>> Begin

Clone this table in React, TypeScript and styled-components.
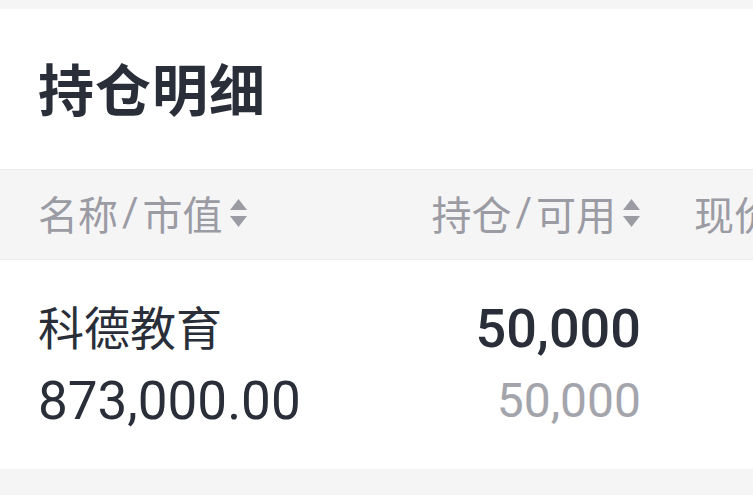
import styled, { createGlobalStyle } from "styled-components";

const GlobalStyle = createGlobalStyle`
  html, body {
    margin: 0;
    padding: 0;
    background: #f5f5f6;
    overflow: hidden;
  }
  body {
    font-family: Roboto, "Noto Sans CJK SC", sans-serif;
    color: #292e39;
  }
`;

const Page = styled.div`
  width: 753px;
  height: 495px;
  padding-top: 9px;
  box-sizing: border-box;
  overflow: hidden;
`;

const Card = styled.div`
  background: #fff;
  width: 960px;
`;

const TitleBar = styled.div`
  height: 161px;
  display: flex;
  align-items: center;
  padding-left: 38px;
  border-bottom: 1px solid #ededef;
  box-sizing: border-box;
`;

const Title = styled.h2`
  margin: -6px 0 0;
  font-family: "Noto Sans CJK SC", sans-serif;
  font-size: 56px;
  font-weight: 700;
  letter-spacing: 1px;
  color: #292e39;
`;

const Row = styled.div<{ head?: boolean }>`
  display: grid;
  grid-template-columns: 300px 250px 260px;
  column-gap: 53px;
  padding-left: 38px;
  box-sizing: border-box;
  background: ${(p) => (p.head ? "#f5f5f6" : "#fff")};
  border-bottom: ${(p) => (p.head ? "1px solid #ebebed" : "none")};
  height: ${(p) => (p.head ? "90px" : "209px")};
  align-items: center;
`;

const HeadCell = styled.div<{ right?: boolean }>`
  display: flex;
  align-items: center;
  justify-content: ${(p) => (p.right ? "flex-end" : "flex-start")};
  font-family: "Noto Sans CJK SC", sans-serif;
  font-size: 40px;
  color: #9b9ba4;
  white-space: nowrap;
  margin-top: -4px;
`;

const Slash = styled.span`
  font-family: Roboto, sans-serif;
  margin: 0 4px;
`;

const SortIcon = styled.svg`
  margin-left: 6px;
  flex: none;
`;

const Cell = styled.div<{ right?: boolean }>`
  display: flex;
  flex-direction: column;
  align-items: ${(p) => (p.right ? "flex-end" : "flex-start")};
`;

const Line = styled.div<{ size: number; weight?: number; muted?: boolean }>`
  height: 72px;
  line-height: 72px;
  font-size: ${(p) => p.size}px;
  font-weight: ${(p) => p.weight ?? 400};
  color: ${(p) => (p.muted ? "#a4a4ac" : "#292e39")};
  white-space: nowrap;
`;

const Sort = () => (
  <SortIcon width="19" height="32" viewBox="0 0 19 32">
    <path d="M1 13 L9.5 2 L18 13 Z" fill="#9b9ba4" />
    <path d="M1 19 L18 19 L9.5 30 Z" fill="#9b9ba4" />
  </SortIcon>
);

export default function App() {
  return (
    <Page>
      <GlobalStyle />
      <Card>
        <TitleBar>
          <Title>持仓明细</Title>
        </TitleBar>
        <Row head>
          <HeadCell>
            名称<Slash>/</Slash>市值
            <Sort />
          </HeadCell>
          <HeadCell right>
            持仓<Slash>/</Slash>可用
            <Sort />
          </HeadCell>
          <HeadCell>现价</HeadCell>
        </Row>
        <Row>
          <Cell>
            <Line size={46}>科德教育</Line>
            <Line size={53}>873,000.00</Line>
          </Cell>
          <Cell right>
            <Line size={54} weight={500}>50,000</Line>
            <Line size={48} muted>50,000</Line>
          </Cell>
          <Cell />
        </Row>
      </Card>
    </Page>
  );
}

>> End

▸ **DIRECTIONS**:
Look above for lines with the word "styled" and copy them all.

▸ **COMPLETE OUTPUT**:
Clone this table in React, TypeScript and styled-components.
import styled, { createGlobalStyle } from "styled-components";
const Page = styled.div`
const Card = styled.div`
const TitleBar = styled.div`
const Title = styled.h2`
const Row = styled.div<{ head?: boolean }>`
const HeadCell = styled.div<{ right?: boolean }>`
const Slash = styled.span`
const SortIcon = styled.svg`
const Cell = styled.div<{ right?: boolean }>`
const Line = styled.div<{ size: number; weight?: number; muted?: boolean }>`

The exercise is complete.